An April 2026 opinion poll by Piepoli found that a majority of potential "campo largo" (broad coalition) voters view Salis as their preferred leader, lending empirical weight to the speculation that has surrounded her for months.
The Road Ahead
No formal announcement has been made. Salis maintains publicly that her focus is Genova, and her administration is barely a year old. But observers have noted a shift in her rhetoric. The Vanity Fair interview's central line—"once you've served as mayor, you're ready for anything"—was echoed in other April appearances, where she acknowledged she would "consider a candidacy for the 2027 political elections to lead the government" if the entire center-left rallied behind her, provided it occurred without a primary process she views as corrosive to coalition unity.

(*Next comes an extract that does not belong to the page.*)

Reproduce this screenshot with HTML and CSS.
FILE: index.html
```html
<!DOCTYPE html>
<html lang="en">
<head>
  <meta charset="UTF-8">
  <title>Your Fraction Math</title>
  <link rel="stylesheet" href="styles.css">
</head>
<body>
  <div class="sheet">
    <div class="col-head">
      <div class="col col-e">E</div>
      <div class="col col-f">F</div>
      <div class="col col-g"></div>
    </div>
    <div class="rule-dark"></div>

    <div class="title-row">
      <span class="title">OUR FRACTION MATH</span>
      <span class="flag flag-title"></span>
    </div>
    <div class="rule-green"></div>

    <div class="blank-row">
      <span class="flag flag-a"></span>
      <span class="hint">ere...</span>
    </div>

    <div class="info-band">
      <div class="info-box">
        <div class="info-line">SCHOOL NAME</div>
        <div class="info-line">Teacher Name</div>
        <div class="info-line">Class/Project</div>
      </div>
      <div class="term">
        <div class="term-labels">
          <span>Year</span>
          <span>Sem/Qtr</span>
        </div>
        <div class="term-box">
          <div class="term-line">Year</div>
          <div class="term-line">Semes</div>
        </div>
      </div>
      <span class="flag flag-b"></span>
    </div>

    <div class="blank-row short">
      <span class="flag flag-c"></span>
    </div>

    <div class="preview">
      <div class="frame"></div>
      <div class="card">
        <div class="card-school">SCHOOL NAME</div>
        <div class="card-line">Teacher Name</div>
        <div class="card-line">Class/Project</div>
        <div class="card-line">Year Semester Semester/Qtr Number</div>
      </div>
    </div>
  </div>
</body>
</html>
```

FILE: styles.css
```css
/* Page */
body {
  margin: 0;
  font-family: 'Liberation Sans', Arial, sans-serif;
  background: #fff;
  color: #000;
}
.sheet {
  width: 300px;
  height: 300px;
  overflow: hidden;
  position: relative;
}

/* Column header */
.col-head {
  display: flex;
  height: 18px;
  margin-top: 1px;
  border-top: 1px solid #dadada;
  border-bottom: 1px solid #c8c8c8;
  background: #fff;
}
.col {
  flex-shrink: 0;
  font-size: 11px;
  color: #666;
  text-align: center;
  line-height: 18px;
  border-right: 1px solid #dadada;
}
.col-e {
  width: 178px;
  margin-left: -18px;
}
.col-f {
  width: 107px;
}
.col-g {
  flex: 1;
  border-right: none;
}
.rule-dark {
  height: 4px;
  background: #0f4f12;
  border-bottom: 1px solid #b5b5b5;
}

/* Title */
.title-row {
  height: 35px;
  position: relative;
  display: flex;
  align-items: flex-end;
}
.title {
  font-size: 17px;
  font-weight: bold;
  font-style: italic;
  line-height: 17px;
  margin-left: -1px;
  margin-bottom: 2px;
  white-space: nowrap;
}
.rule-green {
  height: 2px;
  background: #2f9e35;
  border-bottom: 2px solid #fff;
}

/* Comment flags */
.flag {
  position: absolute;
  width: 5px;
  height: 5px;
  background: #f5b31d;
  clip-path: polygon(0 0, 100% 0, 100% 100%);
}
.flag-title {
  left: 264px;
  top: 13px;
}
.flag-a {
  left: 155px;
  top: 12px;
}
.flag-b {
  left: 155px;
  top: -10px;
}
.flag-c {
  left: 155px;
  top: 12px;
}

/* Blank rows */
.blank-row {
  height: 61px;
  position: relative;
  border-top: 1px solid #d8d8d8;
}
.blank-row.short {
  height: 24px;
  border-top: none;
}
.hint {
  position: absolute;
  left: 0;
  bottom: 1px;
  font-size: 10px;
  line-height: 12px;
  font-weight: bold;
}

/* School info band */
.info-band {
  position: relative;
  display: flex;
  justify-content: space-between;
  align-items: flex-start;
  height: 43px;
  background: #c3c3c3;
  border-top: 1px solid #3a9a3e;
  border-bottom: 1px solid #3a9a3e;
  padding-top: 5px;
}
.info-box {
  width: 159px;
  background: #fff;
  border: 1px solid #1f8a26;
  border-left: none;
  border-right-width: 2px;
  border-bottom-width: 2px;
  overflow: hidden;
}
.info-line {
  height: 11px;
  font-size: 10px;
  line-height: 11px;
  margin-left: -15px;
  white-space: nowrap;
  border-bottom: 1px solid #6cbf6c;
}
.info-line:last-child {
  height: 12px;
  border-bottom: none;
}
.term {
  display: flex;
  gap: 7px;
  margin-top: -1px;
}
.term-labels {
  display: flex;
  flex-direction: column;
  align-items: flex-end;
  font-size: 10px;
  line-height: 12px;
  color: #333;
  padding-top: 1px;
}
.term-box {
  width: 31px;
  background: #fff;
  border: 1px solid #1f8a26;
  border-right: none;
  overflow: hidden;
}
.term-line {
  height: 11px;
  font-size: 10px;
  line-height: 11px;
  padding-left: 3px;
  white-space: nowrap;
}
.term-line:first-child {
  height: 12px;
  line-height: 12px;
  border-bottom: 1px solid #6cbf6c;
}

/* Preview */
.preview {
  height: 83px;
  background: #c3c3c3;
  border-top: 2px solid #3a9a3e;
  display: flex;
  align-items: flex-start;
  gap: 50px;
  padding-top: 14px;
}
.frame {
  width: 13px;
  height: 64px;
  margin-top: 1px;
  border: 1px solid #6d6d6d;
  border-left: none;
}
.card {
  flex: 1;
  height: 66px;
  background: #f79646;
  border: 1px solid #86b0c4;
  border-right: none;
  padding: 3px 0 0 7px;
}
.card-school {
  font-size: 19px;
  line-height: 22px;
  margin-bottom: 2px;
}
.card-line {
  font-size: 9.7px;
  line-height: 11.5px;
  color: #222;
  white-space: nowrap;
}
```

Whether that unity materializes remains the open question. The Partito Democratico, Movimento 5 Stelle, Alleanza Verdi e Sinistra, and smaller centrist formations continue to jostle over policy and process. Some see Salis as the glue; others worry that elevating a mayor with no national legislative experience risks repeating past mistakes.
For now, the Genova mayor's political stock is rising precisely because she has not declared. In a coalition starved for discipline and coherence, the leader who promises "continuous mediation" and "difficult equilibrium" may be the only one capable of holding the center-left together—if she decides the risk is worth it.